### [Information shown]
☆ ☆ ☆ ☆

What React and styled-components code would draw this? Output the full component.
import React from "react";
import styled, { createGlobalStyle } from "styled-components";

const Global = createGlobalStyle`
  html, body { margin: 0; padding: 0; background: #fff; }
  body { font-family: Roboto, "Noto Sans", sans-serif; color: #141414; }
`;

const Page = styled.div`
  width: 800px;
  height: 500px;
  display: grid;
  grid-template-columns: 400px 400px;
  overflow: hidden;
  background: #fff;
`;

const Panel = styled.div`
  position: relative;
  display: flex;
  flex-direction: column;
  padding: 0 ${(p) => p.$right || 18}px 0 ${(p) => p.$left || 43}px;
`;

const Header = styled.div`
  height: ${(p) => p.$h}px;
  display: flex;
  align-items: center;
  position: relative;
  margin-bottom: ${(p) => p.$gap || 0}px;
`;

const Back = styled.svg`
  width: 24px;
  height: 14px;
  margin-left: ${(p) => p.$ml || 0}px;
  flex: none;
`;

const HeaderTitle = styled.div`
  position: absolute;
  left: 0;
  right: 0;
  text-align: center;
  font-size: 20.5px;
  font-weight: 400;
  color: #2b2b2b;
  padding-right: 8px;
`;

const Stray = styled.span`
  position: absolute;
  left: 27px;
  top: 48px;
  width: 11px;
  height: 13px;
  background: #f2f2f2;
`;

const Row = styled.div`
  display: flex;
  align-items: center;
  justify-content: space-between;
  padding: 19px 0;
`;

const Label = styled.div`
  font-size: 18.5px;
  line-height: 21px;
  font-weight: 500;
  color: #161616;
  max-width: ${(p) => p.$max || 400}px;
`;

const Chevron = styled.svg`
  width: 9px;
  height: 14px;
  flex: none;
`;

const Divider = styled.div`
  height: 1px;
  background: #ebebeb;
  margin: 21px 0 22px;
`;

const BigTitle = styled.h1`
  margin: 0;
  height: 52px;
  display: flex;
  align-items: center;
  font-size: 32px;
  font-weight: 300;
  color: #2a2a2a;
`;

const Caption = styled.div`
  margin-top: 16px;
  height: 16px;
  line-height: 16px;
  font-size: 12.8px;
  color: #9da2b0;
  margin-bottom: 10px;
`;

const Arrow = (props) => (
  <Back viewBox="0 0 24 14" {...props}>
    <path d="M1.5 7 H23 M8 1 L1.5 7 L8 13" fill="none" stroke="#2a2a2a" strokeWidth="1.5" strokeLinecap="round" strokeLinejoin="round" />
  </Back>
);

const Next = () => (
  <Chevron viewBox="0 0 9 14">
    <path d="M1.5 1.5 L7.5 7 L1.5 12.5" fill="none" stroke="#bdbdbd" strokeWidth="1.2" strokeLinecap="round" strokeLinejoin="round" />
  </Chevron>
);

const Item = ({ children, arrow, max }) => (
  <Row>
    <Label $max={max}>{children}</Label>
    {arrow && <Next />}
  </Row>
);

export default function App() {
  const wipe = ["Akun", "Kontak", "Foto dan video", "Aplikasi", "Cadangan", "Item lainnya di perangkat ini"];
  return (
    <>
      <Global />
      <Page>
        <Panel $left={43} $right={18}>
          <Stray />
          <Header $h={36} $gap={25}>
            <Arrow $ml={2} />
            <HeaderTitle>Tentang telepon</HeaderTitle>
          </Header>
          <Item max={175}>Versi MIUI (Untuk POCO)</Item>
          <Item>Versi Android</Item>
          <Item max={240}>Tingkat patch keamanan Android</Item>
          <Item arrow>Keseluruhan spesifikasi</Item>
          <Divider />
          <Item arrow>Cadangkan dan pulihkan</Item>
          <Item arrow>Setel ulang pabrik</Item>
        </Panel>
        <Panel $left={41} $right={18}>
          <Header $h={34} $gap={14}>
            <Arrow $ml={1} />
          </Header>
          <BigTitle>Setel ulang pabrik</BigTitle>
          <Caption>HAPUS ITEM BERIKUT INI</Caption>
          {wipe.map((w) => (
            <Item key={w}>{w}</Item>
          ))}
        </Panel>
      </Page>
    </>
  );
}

☆ ☆ ☆ ☆

### [Work required]
Go through the listing above and pull out each line containing the word "React".

### [Solution for this exercise]
What React and styled-components code would draw this? Output the full component.
import React from "react";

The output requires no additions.